Jako że wywodzę się z brygady okrętów desantowych, bardzo interesuje mnie również program „Marlin”, związany z budową jednostki wsparcia działań połączonych. Byłaby ona przeznaczona do transportu oddziałów desantowych oraz barek i śmigłowców, z których one korzystają. Myślę jednak, że do lobbowania za tym projektem marynarka potrzebowałaby wsparcia wojsk lądowych i specjalnych. Moim zdaniem, Polskę na niego stać. Jednostki tego typu ma wiele państw podobnej wielkości, choćby Wielka Brytania, Francja, Włochy czy Hiszpania.
Wróćmy zatem do tu i teraz. Jaki był dla dowodzonej przez Pana flotylli mijający właśnie rok?

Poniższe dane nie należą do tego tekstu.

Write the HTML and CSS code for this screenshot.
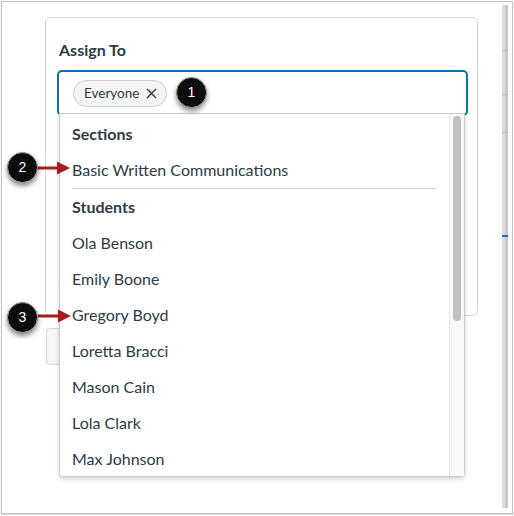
FILE: index.html
```html
<!DOCTYPE html>
<html>
<head>
<meta charset="utf-8">
<link rel="stylesheet" href="styles.css">
</head>
<body>
<div class="frame">
  <div class="main">
    <div class="card">
      <div class="label">Assign To</div>
      <div class="input">
        <span class="chip">Everyone
          <svg class="chip-x" width="11" height="11" viewBox="0 0 11 11"><path d="M1 1 L10 10 M10 1 L1 10" stroke="#2d3b45" stroke-width="1.4" fill="none"/></svg>
        </span>
        <div class="dropdown">
          <div class="list">
            <div class="group">Sections</div>
            <div class="item">Basic Written Communications</div>
            <div class="divider"></div>
            <div class="group">Students</div>
            <div class="item">Ola Benson</div>
            <div class="item">Emily Boone</div>
            <div class="item">Gregory Boyd</div>
            <div class="item">Loretta Bracci</div>
            <div class="item">Mason Cain</div>
            <div class="item">Lola Clark</div>
            <div class="item">Max Johnson</div>
          </div>
          <div class="track"><div class="thumb"></div></div>
        </div>
      </div>
    </div>
    <div class="button"></div>
  </div>
  <div class="bar">
    <div class="tick t1"></div>
    <div class="tick t2"></div>
    <div class="tick t3"></div>
    <div class="tick blue"></div>
  </div>

  <div class="badge b1">1</div>
  <div class="badge b2">2</div>
  <div class="badge b3">3</div>
  <svg class="arrow a2" width="34" height="14" viewBox="0 0 34 14"><rect x="0" y="5.5" width="22" height="3" fill="#a51d1d"/><path d="M20 0.5 L33 7 L20 13.5 Z" fill="#a51d1d"/></svg>
  <svg class="arrow a3" width="34" height="14" viewBox="0 0 34 14"><rect x="0" y="5.5" width="22" height="3" fill="#a51d1d"/><path d="M20 0.5 L33 7 L20 13.5 Z" fill="#a51d1d"/></svg>
</div>
</body>
</html>
```

FILE: styles.css
```css
* { box-sizing: border-box; }
html, body { margin: 0; padding: 0; background: #fff; }
body { font-family: Lato, "Open Sans", "Liberation Sans", sans-serif; color: #2d3b45; }

.frame {
  position: relative;
  margin: 1px;
  width: 512px;
  height: 513px;
  border: 1px solid #c4c4c4;
  box-shadow: 0 1px 1px rgba(0,0,0,0.15);
  display: flex;
  padding: 3px 4px 5px 0;
  background: #fff;
}
.main { flex: 1; }
.card {
  margin: 12px 0 0 43px;
  width: 433px;
  height: 299px;
  border: 1px solid #d2d6d9;
  border-radius: 5px;
  padding: 22px 11px 0 11px;
}
.label {
  font-weight: 700;
  font-size: 16px;
  line-height: 20px;
  margin: 0 0 10px 2px;
}
.input {
  position: relative;
  width: 411px;
  height: 46px;
  border: 2px solid #0a72b0;
  border-radius: 5px;
  display: flex;
  align-items: center;
  padding-left: 14px;
}
.chip {
  display: inline-flex;
  align-items: center;
  height: 27px;
  padding: 0 9px 0 10px;
  border: 1px solid #c7cdd1;
  border-radius: 14px;
  background: #f3f4f4;
  font-size: 13.5px;
  gap: 7px;
}
.chip-x { display: block; }
.dropdown {
  position: absolute;
  top: 41px;
  left: 0;
  width: 406px;
  height: 364px;
  background: #fff;
  border: 1px solid #c7cdd1;
  border-radius: 0 0 4px 4px;
  box-shadow: 0 2px 4px rgba(0,0,0,0.18);
  display: flex;
  z-index: 2;
}
.list { flex: 1; padding-top: 2px; }
.group, .item {
  height: 36px;
  line-height: 36px;
  padding-left: 12px;
  font-size: 16px;
  white-space: nowrap;
}
.group { font-weight: 700; }
.divider { height: 1px; background: #d2d6d9; margin: 0 12px; }
.track {
  width: 15px;
  background: #fafafa;
  border-left: 1px solid #e8e8e8;
  padding: 2px 0 0 3px;
}
.thumb {
  width: 8px;
  height: 205px;
  border-radius: 4px;
  background: #c1c1c1;
}
.button {
  margin: 12px 0 0 44px;
  width: 60px;
  height: 37px;
  border: 1px solid #d2d6d9;
  border-radius: 4px;
  background: #f5f5f5;
}
.bar {
  position: relative;
  width: 6px;
  background: linear-gradient(to right, #dedede 0, #dedede 3px, #c8c8c8 3px);
}
.tick { position: absolute; left: 0; width: 6px; height: 1px; background: #bdbdbd; }
.t1 { top: 45px; }
.t2 { top: 89px; }
.t3 { top: 127px; }
.tick.blue { top: 230px; height: 2px; background: #1f6fb0; }

.badge {
  position: absolute;
  width: 31px;
  height: 31px;
  border-radius: 50%;
  background: #0d0d0d;
  color: #fff;
  font-family: "Liberation Sans", Arial, sans-serif;
  font-size: 14px;
  line-height: 29px;
  text-align: center;
  box-shadow: 0 3px 5px rgba(0,0,0,0.45);
  border: 1px solid #9a9a9a;
  z-index: 5;
}
.b1 { left: 174px; top: 75px; }
.b2 { left: 5px; top: 150px; }
.b3 { left: 5px; top: 300px; }
.arrow { position: absolute; z-index: 4; }
.a2 { left: 35px; top: 159px; }
.a3 { left: 36px; top: 307px; }
```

Bardzo dobry. Upłynął pod znakiem „Anakondy”, ale też „Wargacza”, którym podsumowaliśmy rok szkoleniowy. Drugie z tych ćwiczeń, tak jak w ubiegłym roku, były realizowane równolegle z „Ostrobokiem” i „Kormoranem”, czyli analogicznymi przedsięwzięciami 3 Flotylli Okrętów i Brygady Lotnictwa Marynarki Wojennej. Niektóre epizody przeprowadziliśmy wspólnie. Współdziałaliśmy też z 1 Skrzydłem Lotnictwa Taktycznego i 16 Dywizją Zmechanizowaną z Elbląga. Nowym elementem był załadunek jej sprzętu na nasze okręty. Z powodu złej pogody nie udało się wprawdzie tego przećwiczyć, ale co ważne, przeprowadziliśmy cały proces planowania, przygotowań i, kilka tygodni wcześniej, odbyliśmy praktyczny trening na poligonie pod Ustką. Oczywiście na tym nie koniec. Zgodnie ze scenariuszem na przykład w Świnoujściu zlikwidowano przeprawy promowe, a transportu podjęły się załogi naszych kutrów. Z kolei 8 Batalion Saperów walczył ze skażeniem chemicznym, które powstało po zniszczeniu przez dywersantów zbiornika z amoniakiem. Doszło do tego na terenie portu.
Co ważne, scenariusz dla poszczególnych dowódców pozostawał niewiadomą. Sami musieli dojść do tego, co mają robić, jak zareagować na poszczególne sytuacje. W najbliższym czasie takich wyzwań będzie jeszcze więcej. Rozpoczęły się już przygotowania do przyszłorocznych ćwiczeń „Dragon ’17”, w których wezmą udział różne rodzaje wojsk, a także nasi zagraniczni sojusznicy. Nigdy wcześniej nie były one organizowane z takim rozmachem.
Tak więc czeka nas na pewno bardzo pracowity rok. Doświadczenie naszych ludzi sprawia jednak, że czekamy na niego z optymizmem.
Kmdr Krzysztof Zdonek jest dowódcą 8 Flotylli Obrony Wybrzeża w Świnoujściu.